### Exercise objective
Without including any images, repeat the data exactly.
"""
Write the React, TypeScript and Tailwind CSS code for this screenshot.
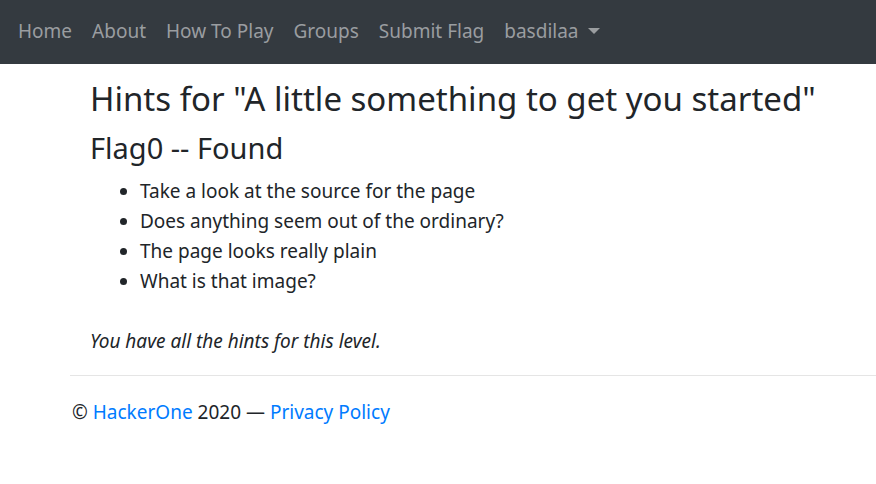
import React from 'react';

const navLinks = ['Home', 'About', 'How To Play', 'Groups', 'Submit Flag'];

const hints = [
  'Take a look at the source for the page',
  'Does anything seem out of the ordinary?',
  'The page looks really plain',
  'What is that image?',
];

export default function App() {
  return (
    <div className="min-h-[484px] bg-white text-[#212529] font-['Noto_Sans',sans-serif]">
      {/* top nav */}
      <nav className="flex h-16 items-center bg-[#343a40] px-2 pb-[2px]">
        <ul className="flex items-center">
          {navLinks.map((l) => (
            <li key={l}>
              <a className="block px-[10px] text-[19px] leading-[30px] text-[#9a9da0]">{l}</a>
            </li>
          ))}
          <li>
            <a className="flex items-center px-[10px] text-[19px] leading-[30px] text-[#9a9da0]">
              basdilaa
              <span className="ml-[9px] inline-block h-0 w-0 border-x-[6px] border-t-[6px] border-x-transparent border-t-[#9a9da0]" />
            </a>
          </li>
        </ul>
      </nav>

      {/* hints */}
      <div className="pl-[90px] pt-[14px]">
        <h1 className="text-[33px] leading-[42px]">Hints for "A little something to get you started"</h1>
        <h2 className="mt-[10px] text-[29px] leading-[36px]">Flag0 -- Found</h2>
        <ul className="mt-[10px] list-disc pl-[50px] text-[19px] leading-[30px]">
          {hints.map((h) => (
            <li key={h}>{h}</li>
          ))}
        </ul>
        <p className="mt-[30px] text-[19px] italic leading-[30px]">You have all the hints for this level.</p>
      </div>

      <hr className="ml-[70px] mt-[19px] border-t border-[#e5e5e5]" />

      <footer className="pl-[72px] pt-[21px] text-[19px] leading-[30px]">
        © <a className="text-[#007bff]">HackerOne</a> 2020 — <a className="text-[#007bff]">Privacy Policy</a>
      </footer>
    </div>
  );
}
"""
### Correct result
Write the React, TypeScript and Tailwind CSS code for this screenshot.
import React from 'react';

const navLinks = ['Home', 'About', 'How To Play', 'Groups', 'Submit Flag'];

const hints = [
  'Take a look at the source for the page',
  'Does anything seem out of the ordinary?',
  'The page looks really plain',
  'What is that image?',
];

export default function App() {
  return (
    <div className="min-h-[484px] bg-white text-[#212529] font-['Noto_Sans',sans-serif]">
      {/* top nav */}
      <nav className="flex h-16 items-center bg-[#343a40] px-2 pb-[2px]">
        <ul className="flex items-center">
          {navLinks.map((l) => (
            <li key={l}>
              <a className="block px-[10px] text-[19px] leading-[30px] text-[#9a9da0]">{l}</a>
            </li>
          ))}
          <li>
            <a className="flex items-center px-[10px] text-[19px] leading-[30px] text-[#9a9da0]">
              basdilaa
              <span className="ml-[9px] inline-block h-0 w-0 border-x-[6px] border-t-[6px] border-x-transparent border-t-[#9a9da0]" />
            </a>
          </li>
        </ul>
      </nav>

      {/* hints */}
      <div className="pl-[90px] pt-[14px]">
        <h1 className="text-[33px] leading-[42px]">Hints for "A little something to get you started"</h1>
        <h2 className="mt-[10px] text-[29px] leading-[36px]">Flag0 -- Found</h2>
        <ul className="mt-[10px] list-disc pl-[50px] text-[19px] leading-[30px]">
          {hints.map((h) => (
            <li key={h}>{h}</li>
          ))}
        </ul>
        <p className="mt-[30px] text-[19px] italic leading-[30px]">You have all the hints for this level.</p>
      </div>

      <hr className="ml-[70px] mt-[19px] border-t border-[#e5e5e5]" />

      <footer className="pl-[72px] pt-[21px] text-[19px] leading-[30px]">
        © <a className="text-[#007bff]">HackerOne</a> 2020 — <a className="text-[#007bff]">Privacy Policy</a>
      </footer>
    </div>
  );
}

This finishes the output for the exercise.